Make an exact copy of the entries below with the pictures removed.

■ **Records shown**
━━━━━━━━━━━━━━━━━━━━━━━━━━━━━━
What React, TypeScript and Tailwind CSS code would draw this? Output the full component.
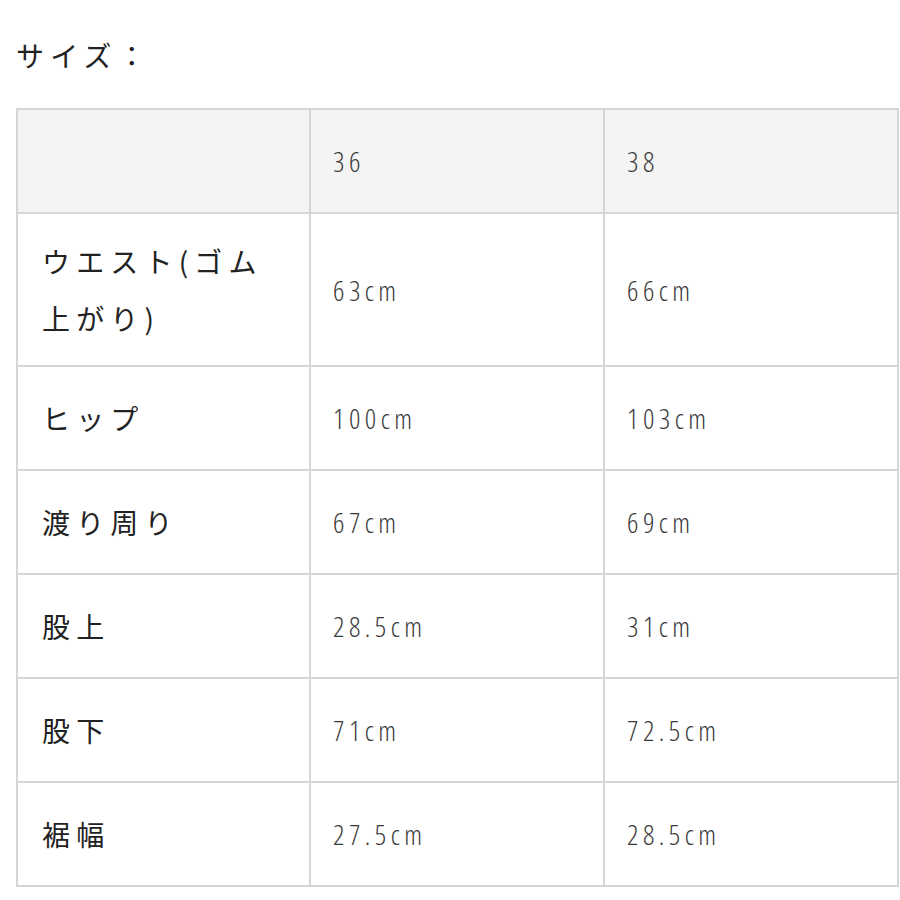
import React from "react";

const rows: [string[], string, string][] = [
  [["ウエスト(ゴム", "上がり)"], "63cm", "66cm"],
  [["ヒップ"], "100cm", "103cm"],
  [["渡り周り"], "67cm", "69cm"],
  [["股上"], "28.5cm", "31cm"],
  [["股下"], "71cm", "72.5cm"],
  [["裾幅"], "27.5cm", "28.5cm"],
];

const numCls =
  "border-2 border-[#d6d6d6] pl-[22px] text-left font-light text-[28px] text-[#3a3a3a] tracking-[0.16em] font-['Open_Sans',sans-serif] font-stretch-condensed";

export default function App() {
  return (
    <div className="w-[900px] h-[900px] bg-white pt-[36px] pl-[16px]">
      <div className="text-[28px] leading-[38px] text-[#222] tracking-[0.22em] font-['Noto_Sans_CJK_JP',sans-serif]">
        サイズ：
      </div>
      <table className="mt-[34px] w-[881px] border-collapse border-2 border-[#d6d6d6] table-fixed">
        <colgroup>
          <col className="w-[293px]" />
          <col className="w-[294px]" />
          <col className="w-[294px]" />
        </colgroup>
        <thead>
          <tr className="bg-[#f4f4f4] h-[104px]">
            <th className="border-2 border-[#d6d6d6]"></th>
            <th className={numCls}>36</th>
            <th className={numCls}>38</th>
          </tr>
        </thead>
        <tbody>
          {rows.map(([label, a, b], i) => (
            <tr key={i} className={label.length > 1 ? "h-[153px]" : "h-[104px]"}>
              <td className="border-2 border-[#d6d6d6] pl-[24px] text-[28px] leading-[57px] text-[#222] tracking-[0.22em] font-['Noto_Sans_CJK_JP',sans-serif]">
                {label.map((l, j) => (
                  <div key={j}>{l}</div>
                ))}
              </td>
              <td className={numCls}>{a}</td>
              <td className={numCls}>{b}</td>
            </tr>
          ))}
        </tbody>
      </table>
    </div>
  );
}
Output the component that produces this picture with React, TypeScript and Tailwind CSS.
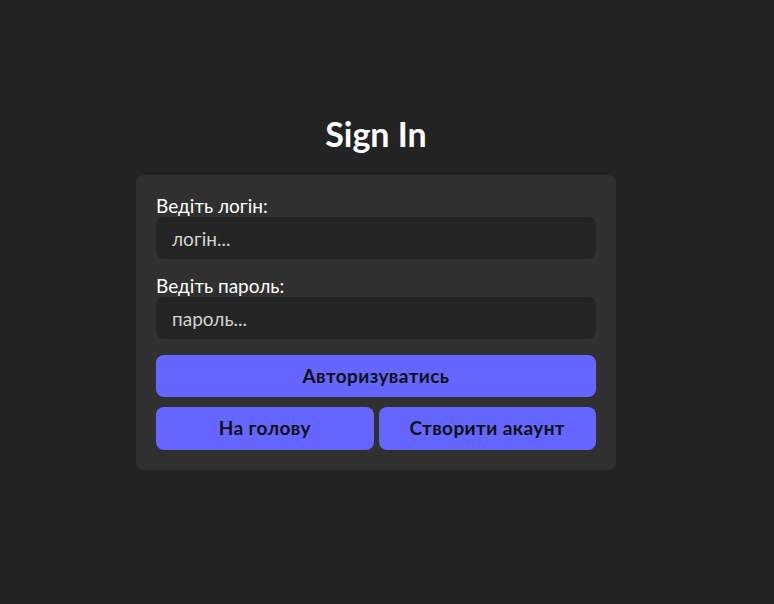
export default function App() {
  return (
    <div className="min-h-screen bg-[#232323] font-['Lato',sans-serif] pr-[22px] flex flex-col items-center pt-[113px]">
      <h1 className="text-[34px] leading-[42px] font-bold text-white">Sign In</h1>
      <form className="mt-[20px] w-[480px] bg-[#303030] rounded-lg p-5 flex flex-col">
        <label className="text-[19px] leading-[22px] text-white">Ведіть логін:</label>
        <input
          className="h-[42px] rounded-lg bg-[#242424] px-4 text-[19px] text-[#d4d4d4] placeholder:text-[#d4d4d4] outline-none"
          placeholder="логін..."
        />
        <label className="mt-4 text-[19px] leading-[22px] text-white">Ведіть пароль:</label>
        <input
          type="password"
          className="h-[42px] rounded-lg bg-[#242424] px-4 text-[19px] text-[#d4d4d4] placeholder:text-[#d4d4d4] outline-none"
          placeholder="пароль..."
        />
        <button type="button" className="mt-4 h-[42px] rounded-lg bg-[#6466ff] text-[19px] font-bold tracking-[0.4px] text-[#111]">
          Авторизуватись
        </button>
        <div className="mt-[10px] flex gap-[5px]">
          <button type="button" className="flex-1 h-[43px] rounded-lg bg-[#6466ff] text-[19px] font-bold tracking-[0.4px] text-[#111]">
            На голову
          </button>
          <button type="button" className="flex-1 h-[43px] rounded-lg bg-[#6466ff] text-[19px] font-bold tracking-[0.4px] text-[#111]">
            Створити акаунт
          </button>
        </div>
      </form>
    </div>
  );
}
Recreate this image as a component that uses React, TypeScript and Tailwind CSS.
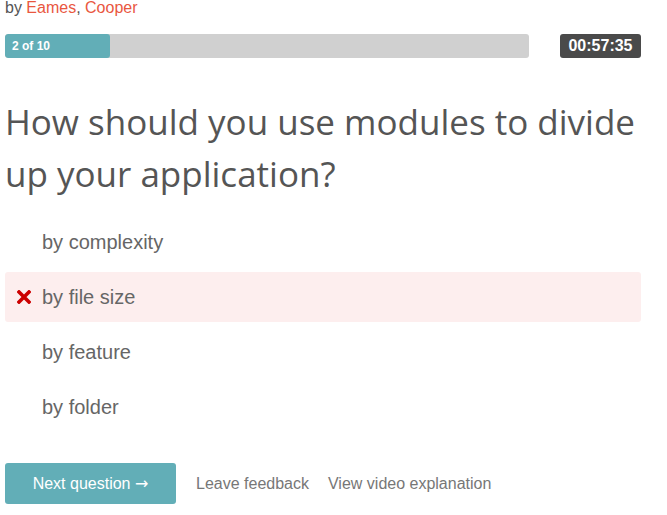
import React from "react";

const options = [
  { text: "by complexity", wrong: false },
  { text: "by file size", wrong: true },
  { text: "by feature", wrong: false },
  { text: "by folder", wrong: false },
];

export default function App() {
  return (
    <div className="w-[667px] h-[515px] bg-white overflow-hidden" style={{ fontFamily: '"Liberation Sans", Arial, sans-serif' }}>
      <div className="pl-[5px] w-[641px]">
        <div className="text-[16px] leading-[17px] text-[#555] -mt-[1px]">
          by <span className="text-[#e9573f]">Eames</span>, <span className="text-[#e9573f]">Cooper</span>
        </div>
        <div className="flex items-center mt-[18px] h-[24px]">
          <div className="relative w-[524px] h-[24px] rounded-[3px] bg-[#d0d0d0] overflow-hidden">
            <div className="absolute left-0 top-0 h-full w-[105px] bg-[#62aeb7] rounded-[3px] flex items-center pl-[7px]">
              <span className="text-white text-[12px] font-bold">2 of 10</span>
            </div>
          </div>
          <div className="ml-auto w-[81px] h-[24px] rounded-[3px] bg-[#4a4a4a] flex items-center justify-center text-white font-bold text-[16px]">
            00:57:35
          </div>
        </div>
        <h1
          className="mt-[38px] text-[35px] leading-[52px] text-[#555]"
          style={{ fontFamily: '"Open Sans", sans-serif' }}
        >
          How should you use modules to divide up your application?
        </h1>
        <div className="mt-[17px] flex flex-col gap-[5px]">
          {options.map((o) => (
            <div
              key={o.text}
              className={
                "h-[50px] rounded-[3px] flex items-center text-[20px] text-[#666] " +
                (o.wrong ? "bg-[#fdeeee]" : "")
              }
            >
              <div className="w-[37px] flex justify-end pr-[11px]">
                {o.wrong && (
                  <svg width="14" height="14" viewBox="0 0 14 14">
                    <path d="M2 2 L12 12 M12 2 L2 12" stroke="#cc0000" strokeWidth="3.6" strokeLinecap="square" />
                  </svg>
                )}
              </div>
              <span>{o.text}</span>
            </div>
          ))}
        </div>
        <div className="mt-[31px] flex items-center">
          <button className="w-[171px] h-[41px] rounded-[3px] bg-[#62aeb7] text-white text-[16px]">
            Next question <span style={{ fontFamily: '"DejaVu Sans", sans-serif' }}>→</span>
          </button>
          <span className="ml-[20px] text-[16px] text-[#777]">Leave feedback</span>
          <span className="ml-[19px] text-[16px] text-[#777]">View video explanation</span>
        </div>
      </div>
    </div>
  );
}
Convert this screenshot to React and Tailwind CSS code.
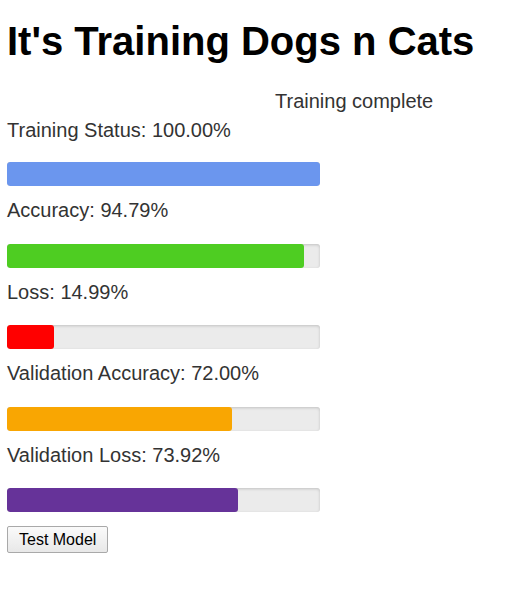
━━━━━━━━━━━━━━━━━━━━━━━━━━━━━━
■ **Completed exercise**
What React, TypeScript and Tailwind CSS code would draw this? Output the full component.
import React from "react";

const rows: [string[], string, string][] = [
  [["ウエスト(ゴム", "上がり)"], "63cm", "66cm"],
  [["ヒップ"], "100cm", "103cm"],
  [["渡り周り"], "67cm", "69cm"],
  [["股上"], "28.5cm", "31cm"],
  [["股下"], "71cm", "72.5cm"],
  [["裾幅"], "27.5cm", "28.5cm"],
];

const numCls =
  "border-2 border-[#d6d6d6] pl-[22px] text-left font-light text-[28px] text-[#3a3a3a] tracking-[0.16em] font-['Open_Sans',sans-serif] font-stretch-condensed";

export default function App() {
  return (
    <div className="w-[900px] h-[900px] bg-white pt-[36px] pl-[16px]">
      <div className="text-[28px] leading-[38px] text-[#222] tracking-[0.22em] font-['Noto_Sans_CJK_JP',sans-serif]">
        サイズ：
      </div>
      <table className="mt-[34px] w-[881px] border-collapse border-2 border-[#d6d6d6] table-fixed">
        <colgroup>
          <col className="w-[293px]" />
          <col className="w-[294px]" />
          <col className="w-[294px]" />
        </colgroup>
        <thead>
          <tr className="bg-[#f4f4f4] h-[104px]">
            <th className="border-2 border-[#d6d6d6]"></th>
            <th className={numCls}>36</th>
            <th className={numCls}>38</th>
          </tr>
        </thead>
        <tbody>
          {rows.map(([label, a, b], i) => (
            <tr key={i} className={label.length > 1 ? "h-[153px]" : "h-[104px]"}>
              <td className="border-2 border-[#d6d6d6] pl-[24px] text-[28px] leading-[57px] text-[#222] tracking-[0.22em] font-['Noto_Sans_CJK_JP',sans-serif]">
                {label.map((l, j) => (
                  <div key={j}>{l}</div>
                ))}
              </td>
              <td className={numCls}>{a}</td>
              <td className={numCls}>{b}</td>
            </tr>
          ))}
        </tbody>
      </table>
    </div>
  );
}
Output the component that produces this picture with React, TypeScript and Tailwind CSS.
export default function App() {
  return (
    <div className="min-h-screen bg-[#232323] font-['Lato',sans-serif] pr-[22px] flex flex-col items-center pt-[113px]">
      <h1 className="text-[34px] leading-[42px] font-bold text-white">Sign In</h1>
      <form className="mt-[20px] w-[480px] bg-[#303030] rounded-lg p-5 flex flex-col">
        <label className="text-[19px] leading-[22px] text-white">Ведіть логін:</label>
        <input
          className="h-[42px] rounded-lg bg-[#242424] px-4 text-[19px] text-[#d4d4d4] placeholder:text-[#d4d4d4] outline-none"
          placeholder="логін..."
        />
        <label className="mt-4 text-[19px] leading-[22px] text-white">Ведіть пароль:</label>
        <input
          type="password"
          className="h-[42px] rounded-lg bg-[#242424] px-4 text-[19px] text-[#d4d4d4] placeholder:text-[#d4d4d4] outline-none"
          placeholder="пароль..."
        />
        <button type="button" className="mt-4 h-[42px] rounded-lg bg-[#6466ff] text-[19px] font-bold tracking-[0.4px] text-[#111]">
          Авторизуватись
        </button>
        <div className="mt-[10px] flex gap-[5px]">
          <button type="button" className="flex-1 h-[43px] rounded-lg bg-[#6466ff] text-[19px] font-bold tracking-[0.4px] text-[#111]">
            На голову
          </button>
          <button type="button" className="flex-1 h-[43px] rounded-lg bg-[#6466ff] text-[19px] font-bold tracking-[0.4px] text-[#111]">
            Створити акаунт
          </button>
        </div>
      </form>
    </div>
  );
}
Recreate this image as a component that uses React, TypeScript and Tailwind CSS.
import React from "react";

const options = [
  { text: "by complexity", wrong: false },
  { text: "by file size", wrong: true },
  { text: "by feature", wrong: false },
  { text: "by folder", wrong: false },
];

export default function App() {
  return (
    <div className="w-[667px] h-[515px] bg-white overflow-hidden" style={{ fontFamily: '"Liberation Sans", Arial, sans-serif' }}>
      <div className="pl-[5px] w-[641px]">
        <div className="text-[16px] leading-[17px] text-[#555] -mt-[1px]">
          by <span className="text-[#e9573f]">Eames</span>, <span className="text-[#e9573f]">Cooper</span>
        </div>
        <div className="flex items-center mt-[18px] h-[24px]">
          <div className="relative w-[524px] h-[24px] rounded-[3px] bg-[#d0d0d0] overflow-hidden">
            <div className="absolute left-0 top-0 h-full w-[105px] bg-[#62aeb7] rounded-[3px] flex items-center pl-[7px]">
              <span className="text-white text-[12px] font-bold">2 of 10</span>
            </div>
          </div>
          <div className="ml-auto w-[81px] h-[24px] rounded-[3px] bg-[#4a4a4a] flex items-center justify-center text-white font-bold text-[16px]">
            00:57:35
          </div>
        </div>
        <h1
          className="mt-[38px] text-[35px] leading-[52px] text-[#555]"
          style={{ fontFamily: '"Open Sans", sans-serif' }}
        >
          How should you use modules to divide up your application?
        </h1>
        <div className="mt-[17px] flex flex-col gap-[5px]">
          {options.map((o) => (
            <div
              key={o.text}
              className={
                "h-[50px] rounded-[3px] flex items-center text-[20px] text-[#666] " +
                (o.wrong ? "bg-[#fdeeee]" : "")
              }
            >
              <div className="w-[37px] flex justify-end pr-[11px]">
                {o.wrong && (
                  <svg width="14" height="14" viewBox="0 0 14 14">
                    <path d="M2 2 L12 12 M12 2 L2 12" stroke="#cc0000" strokeWidth="3.6" strokeLinecap="square" />
                  </svg>
                )}
              </div>
              <span>{o.text}</span>
            </div>
          ))}
        </div>
        <div className="mt-[31px] flex items-center">
          <button className="w-[171px] h-[41px] rounded-[3px] bg-[#62aeb7] text-white text-[16px]">
            Next question <span style={{ fontFamily: '"DejaVu Sans", sans-serif' }}>→</span>
          </button>
          <span className="ml-[20px] text-[16px] text-[#777]">Leave feedback</span>
          <span className="ml-[19px] text-[16px] text-[#777]">View video explanation</span>
        </div>
      </div>
    </div>
  );
}
Convert this screenshot to React and Tailwind CSS code.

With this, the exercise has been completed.